All’arrivo della pandemia le Università australiane sono entrate in crisi per l’assenza di studenti stranieri sui quali basavano la maggior parte delle proprie entrate. Il settore ha risposto tagliando circa 17mila posti di lavoro. Pubblichiamo le riflessioni sul mondo dell’Università australiana che ci ha inviato una nostra lettrice con una lunga esperienza all’interno dell’accademia da queste parti.
Questa è una riflessione molto personale di un essere umano che i Sicilani chiamerebbero “grande”…di età.
Quindi, ha tutto il sapore di altre età e altre ragioni per cui si lasciò l’Italia.
Io faccio parte di un’epoca in cui un professore Universitario poteva dire a una studentessa che invece di essere lì all’esame avrebbe dovuto essere ai fornelli.
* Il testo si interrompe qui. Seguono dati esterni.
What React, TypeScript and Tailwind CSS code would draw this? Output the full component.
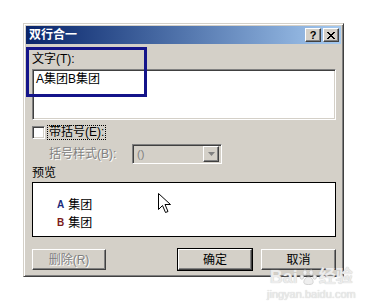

E a quel tempo nessuno questionava.
Faccio parte di un’epoca di anni e anni di precariato. Per cui l’Australia mi parve l’Isola non Trovata di Guccini. Mi aspettavo che avrei ricevuto rispetto in quanto persona onesta e donna.
E opportunità di carriera. Tutte cose che riuscii a trovare…almeno fino all’arrivo del CoViD
Credo che come me, altre persone, altre donne anche molto piuù giovani, siano fuggite dall’Italia e da un sistema di nepotismi e preferenze, verso un luogo dove un posto in Accademia lo avresti ottenuto per merito.
Fino all’arrivo del CoViD. Quando la chiusura dei confini e il crollo delle iscrizioni da parte di studenti stranieri ha messo in luce le debolezze del Sistema Universitario Australiano.
Sì, perché con la pandemia è diventato evidente che lo stipendio degli accademici in Australia è fondamentalmente pagato dagli studenti “internazionali”.
In passato infatti, in periodi di vacche grasse, le Università hanno assunto ricercatori e insegnanti, spesso stranieri, perché qui mancava “la materia prima”. Stranieri che, come me, non avevano però familiarità con la cultura accademica Australiana.
Ho notato infatti che noi Italiani siamo abituati a fare sempre troppe domande, a notare le criticità, forse siamo anche un po’ pessimisti (per via delle nostre esperienze), più che proattivi. Voglio credere che ci piaccia la gente che pensa.
Tuttavia, ora che le Università invece corrono a risparmiare sui costi, ossia tagliano posti di lavoro e posizioni di professore, l’amara scoperta è che anche l’accademia qui in Australia non è molto diversa da quella italiana: con nepotismi e preferenze.
Sembra così che coloro che sono nati al di fuori di questa grande isola, che non ne conoscono le regole, da questi tagli siano colpiti di più. E non parlo per me, visto che in fondo io ero già in età da pensione, ma di ciò che vedo sta accadendo a tante colleghe nemmeno cinquantenni, forse perché ritenute troppo critiche. Non parlo solo di cittadini italiani, ma anche Inglesi, Russi, Indiani, Francesi. E mi viene il dubbio che ciò stia accadendo per il nostro spiccato senso critico nei confronti del sistema universitario.
In particolare contro un Università che qui è come una azienda pienamente inserita nel sistema economico capitalista, dove l’istruzione diventa una merce. E talvolta anche senza essere davvero capace di restituire value for money.
Anche perché, tagliando professori altamente qualificati per risparmiare, come stanno facendo ora, offrono agli studenti, o farei meglio a chiamarli “clienti”, un servizio molto peggiorato.
Situazioni come questa ci fanno dunque tornare ad apprezzare il fatto che l’educazione in Italia sia più alla portata di tutti e che gli stipendi di professori e ricercatori siano pagati dallo Stato (leggi: contribuenti). Se non altro perché almeno così in Italia gli studenti non sono trattati come mucche da mungere, ma come persone alla ricerca di una migliore istruzione.
Se le Università Italiane non hanno la valutazione che meriterebbero è per via del fatto che le lezioni sono spesso in Italiano.
Per tutto questo, anche alla luce di quanto accaduto con la pandemia, alle giovani Italiane di oggi che vorrebbero provare una carriera accademica il mio consiglio è di restare in Europa e lasciare perdere l’Australia.
Credetemi: il sistema è patriarcale anche qui….solo che camuffato da parole come “equity, diversity and inclusion”.